Moreover, housing the two pairs of arms in the collapsed configuration within the internal cavity of hollow spacer member 10 prevents the arms from contact with the tissues of the region in which the spacer is inserted before deployment.

In the unlikely event that the spinal implant needs to be removed or repositioned, a reverse procedure can be adopted. The spacer 10 can be transitioned from the extended configuration to the collapsed configuration before removal or repositioning, and the extended configuration can be resumed in case of repositioning.

An embodiment of an instrument for implanting an interspinous process spacer is described with reference to Fig. 15, 16 and 17.

Fig. 15 and 16 show the portion of instrument 90 designed to engage the engaging means 40 of spacer 10 to effect transition from the collapsed state to the extended state. Fig. 17 shows the portion of instrument 90 designed to be actuated by a surgeon. In Figs. 15-16 the end portion of instrument 90 is shown with partially broken parts to better illustrate the internal structure of the instrument.

Starting from the inner part, the instrument 90 comprises a setscrew wrench 92 suitable to be operatively introduced into socket head screw 42 of spacer 10. Setscrew wrench 92 is fixed to a drill member 94 that can be rotated according to arrow B within the body of instrument 90. Such rotation is actuated by turning the portion of drill member handle 94 that projects from the back of the instrument (Fig. 17).
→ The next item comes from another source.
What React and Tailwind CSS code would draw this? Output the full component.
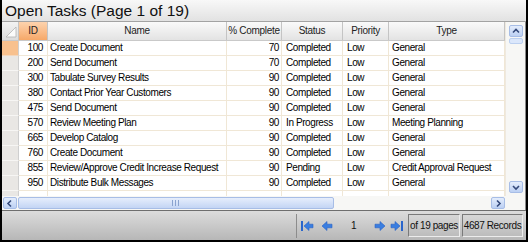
import React from 'react';

const columns = [
  { key: 'id', label: 'ID', w: 'w-[29px]', align: 'text-right pr-[4px]' },
  { key: 'name', label: 'Name', w: 'w-[179px]', align: 'text-left pl-[2px]' },
  { key: 'pct', label: '% Complete', w: 'w-[55px]', align: 'text-right pr-[2px]' },
  { key: 'status', label: 'Status', w: 'w-[61px]', align: 'text-left pl-[4px]' },
  { key: 'priority', label: 'Priority', w: 'w-[46px]', align: 'text-left pl-[4px]' },
  { key: 'type', label: 'Type', w: 'w-[116px]', align: 'text-left pl-[3px]' },
];

const rows = [
  { id: 100, name: 'Create Document', pct: 70, status: 'Completed', priority: 'Low', type: 'General' },
  { id: 200, name: 'Send Document', pct: 70, status: 'Completed', priority: 'Low', type: 'General' },
  { id: 300, name: 'Tabulate Survey Results', pct: 90, status: 'Completed', priority: 'Low', type: 'General' },
  { id: 380, name: 'Contact Prior Year Customers', pct: 90, status: 'Completed', priority: 'Low', type: 'General' },
  { id: 475, name: 'Send Document', pct: 90, status: 'Completed', priority: 'Low', type: 'General' },
  { id: 570, name: 'Review Meeting Plan', pct: 90, status: 'In Progress', priority: 'Low', type: 'Meeting Planning' },
  { id: 665, name: 'Develop Catalog', pct: 90, status: 'Completed', priority: 'Low', type: 'General' },
  { id: 760, name: 'Create Document', pct: 90, status: 'Completed', priority: 'Low', type: 'General' },
  { id: 855, name: 'Review/Approve Credit Increase Request', pct: 90, status: 'Pending', priority: 'Low', type: 'Credit Approval Request' },
  { id: 950, name: 'Distribute Bulk Messages', pct: 90, status: 'Completed', priority: 'Low', type: 'General' },
];

const ScrollBtn = ({ dir }) => {
  const paths = {
    up: 'M3 6.5 L6 3.5 L9 6.5',
    down: 'M3 4 L6 7 L9 4',
    left: 'M7 2.5 L4 5.5 L7 8.5',
    right: 'M5 2.5 L8 5.5 L5 8.5',
  };
  return (
    <div className="w-[14px] h-[12px] shrink-0 rounded-[2px] border border-[#a7bde6] bg-gradient-to-b from-[#e4edfc] to-[#bcd0f3] flex items-center justify-center">
      <svg width="12" height="11" viewBox="0 0 12 11">
        <path d={paths[dir]} fill="none" stroke="#34497a" strokeWidth="1.6" />
      </svg>
    </div>
  );
};

const PagerArrow = ({ dir, bar }) => (
  <svg width="14" height="12" viewBox="0 0 14 12" className="shrink-0">
    <g transform={dir === 'right' ? 'translate(14,0) scale(-1,1)' : undefined}>
      {bar && <rect x="1" y="1" width="2" height="10" fill="#2a66cc" />}
      <polygon points={bar ? '4,6 9,1.5 9,4.2 13,4.2 13,7.8 9,7.8 9,10.5' : '2,6 7,1.5 7,4.2 12,4.2 12,7.8 7,7.8 7,10.5'} fill="#3a7ee0" stroke="#2a62c4" strokeWidth="0.6" />
    </g>
  </svg>
);

export default function App() {
  return (
    <div className="w-[528px] h-[242px] bg-white border-x-2 border-b-2 border-black flex flex-col font-['Liberation_Sans',Arial,sans-serif] text-black overflow-hidden">
      {/* Title */}
      <div className="h-[22px] shrink-0 bg-gradient-to-b from-[#f8f8f8] to-[#e2e2e2] border-b border-[#a3a3a3] pl-[3px] text-[15.5px] leading-[21px] text-[#111]">
        Open Tasks (Page 1 of 19)
      </div>

      {/* Grid body */}
      <div className="flex h-[174px] shrink-0">
        <div className="w-[503px] shrink-0 flex flex-col overflow-hidden">
          {/* Header */}
          <div className="flex h-[19px] shrink-0 text-[10px] tracking-[-0.3px] leading-[18px] text-[#222] border-b border-[#c9c9c9]">
            <div className="w-[17px] bg-gradient-to-b from-[#f3f3f3] to-[#dcdcdc] border-r border-[#c4c4c4] relative">
              <svg width="17" height="18" viewBox="0 0 17 18" className="absolute left-0 top-0">
                <polygon points="4,15 14,15 14,5" fill="#fbfbfb" stroke="#b4b4b4" strokeWidth="0.8" />
              </svg>
            </div>
            {columns.map(c => (
              <div
                key={c.key}
                className={`${c.w} text-center border-r border-[#c4c4c4] ${c.key === 'id' ? 'bg-gradient-to-b from-[#fdd3ad] to-[#f6a868]' : 'bg-gradient-to-b from-[#fafafa] to-[#e3e3e3]'}`}
              >
                {c.label}
              </div>
            ))}
          </div>
          {/* Rows */}
          {rows.map((r, i) => (
            <div key={r.id} className="flex h-[15px] shrink-0 text-[10px] tracking-[-0.4px] leading-[14px]">
              <div className={`w-[17px] border-r border-b ${i === 0 ? 'bg-[#f8c18e] border-[#f3d7bd]' : 'bg-[#e9e7e4] border-[#f7f6f4]'} border-r-[#cfcfcf]`} />
              {columns.map(c => (
                <div key={c.key} className={`${c.w} ${c.align} border-r border-b border-[#f0e7d6] whitespace-nowrap overflow-hidden`}>
                  {r[c.key]}
                </div>
              ))}
            </div>
          ))}
          {/* partially visible next row */}
          <div className="flex h-[15px] shrink-0">
            <div className="w-[17px] bg-[#e9e7e4] border-r border-[#cfcfcf]" />
            {columns.map(c => (
              <div key={c.key} className={`${c.w} border-r border-[#f0e7d6]`} />
            ))}
          </div>
        </div>

        {/* Vertical scrollbar */}
        <div className="w-[21px] shrink-0 bg-[#f7f7f5] border-l border-[#efe9df] border-r border-r-[#8a8a8a] flex flex-col items-center pt-[3px]">
          <ScrollBtn dir="up" />
          <div className="w-[14px] h-[6px] mt-[1px] rounded-[2px] border border-[#bcd0f0] bg-[#dbe7fb]" />
          <div className="mt-auto mb-[3px]">
            <ScrollBtn dir="down" />
          </div>
        </div>
      </div>

      {/* Horizontal scrollbar */}
      <div className="h-[14px] shrink-0 flex items-center bg-[#f7f7f5] border-r border-[#8a8a8a]">
        <div className="w-[503px] shrink-0 flex items-center pl-[1px]">
          <ScrollBtn dir="left" />
          <div className="w-[316px] h-[12px] ml-[1px] shrink-0 rounded-[2px] border border-[#a7bde6] bg-gradient-to-b from-[#e6eefc] to-[#c3d5f4] flex items-center justify-center">
            <svg width="8" height="6" viewBox="0 0 8 6">
              <rect x="0" y="0" width="1" height="6" fill="#8aa3cf" />
              <rect x="3" y="0" width="1" height="6" fill="#8aa3cf" />
              <rect x="6" y="0" width="1" height="6" fill="#8aa3cf" />
            </svg>
          </div>
          <div className="flex-1" />
          <ScrollBtn dir="right" />
        </div>
      </div>

      {/* Pager */}
      <div className="h-[30px] shrink-0 border-t border-[#6e6e6e] bg-gradient-to-b from-[#dcdcdc] to-[#b7b7b7] flex items-center text-[10px] tracking-[-0.4px] text-[#111]">
        <div className="w-[295px] shrink-0 h-[24px] border-r border-[#8c8c8c]" />
        <div className="flex items-center shrink-0 h-[24px] pl-[3px]">
          <PagerArrow dir="left" bar />
          <div className="w-[6px]" />
          <PagerArrow dir="left" />
          <div className="w-[39px] text-center">1</div>
          <PagerArrow dir="right" />
          <div className="w-[3px]" />
          <PagerArrow dir="right" bar />
        </div>
        <div className="ml-[4px] shrink-0 h-[23px] w-[52px] border border-t-[#7a7a7a] border-l-[#7a7a7a] border-b-[#ececec] border-r-[#ececec] flex items-center justify-center whitespace-nowrap">
          of 19 pages
        </div>
        <div className="ml-[2px] shrink-0 h-[23px] w-[61px] border border-t-[#7a7a7a] border-l-[#7a7a7a] border-b-[#ececec] border-r-[#ececec] flex items-center justify-center whitespace-nowrap">
          4687 Records
        </div>
      </div>
    </div>
  );
}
Instrument 90 comprises also a first tubular member 91 coaxial and external to setscrew wrench 92, and a second tubular member 93 coaxial and external to first tubular member 91. Tubular member 91 is rotatable around its longitudinal axis. Four shaped projections 96 extend from the end face of first tubular member 91, and two projections 98 extend from the end face of second tubular member 93.

Projections 98 are designed to engage slits 46 on the proximal end 10b of spacer 10, and function as guide elements for coupling the instrument 90 to spacer 10.

Shaped projections 96 are designed to be inserted into slits 44 on the proximal end 10b of spacer 10, and to be rotated after the insertion to hold firmly the spacer on the tip of the instrument 90. Rotation of first tubular member 91 is effected by turning wings 100, which project from the second tubular member 93 through slots 95 (Figs. 13, 14, 17) and can be actuated by a surgeon.

With reference to the step bl) of Fig. 13, the spacer 10 is supported by instrument 90 by inserting projections 96, 98 into slits 44,46 under the guide of projections 98. Also, setscrew wrench 92 is inserted into socket head screw 42. The spacer 10 is then brought to the target position through working sleeve 83. When the target position is reached, setscrew wrench 92 is caused to rotate by turning drill member 94 of instrument 90. The position of spacer 10 is kept fixed by mutual engagement of projections 96, 98 and slits 44,46, while engaging means 40 of spacer 10 are rotated, so that transition to the extended state of the arms of the spacer is effected. Then step c2) is performed.

The spacer 10 can be made from any number of biocompatible materials, metallic or other, such as, for example, stainless steel, titanium, polyetheretherketone (PEEK), carbon fiber, ultra-high molecular weight polyethylene (UHMWPE), and the like. The material of the spacer can have a tensile strength similar to or higher than that of bone. In radiotransparent embodiments, the spacer includes a radiopaque material, such as bismuth, to facilitate tracking the position of the spinal implant during insertion and/or repositioning. Many modifications and variations of the invention can be made without departing from its spirit and scope, as defined in the appended claims.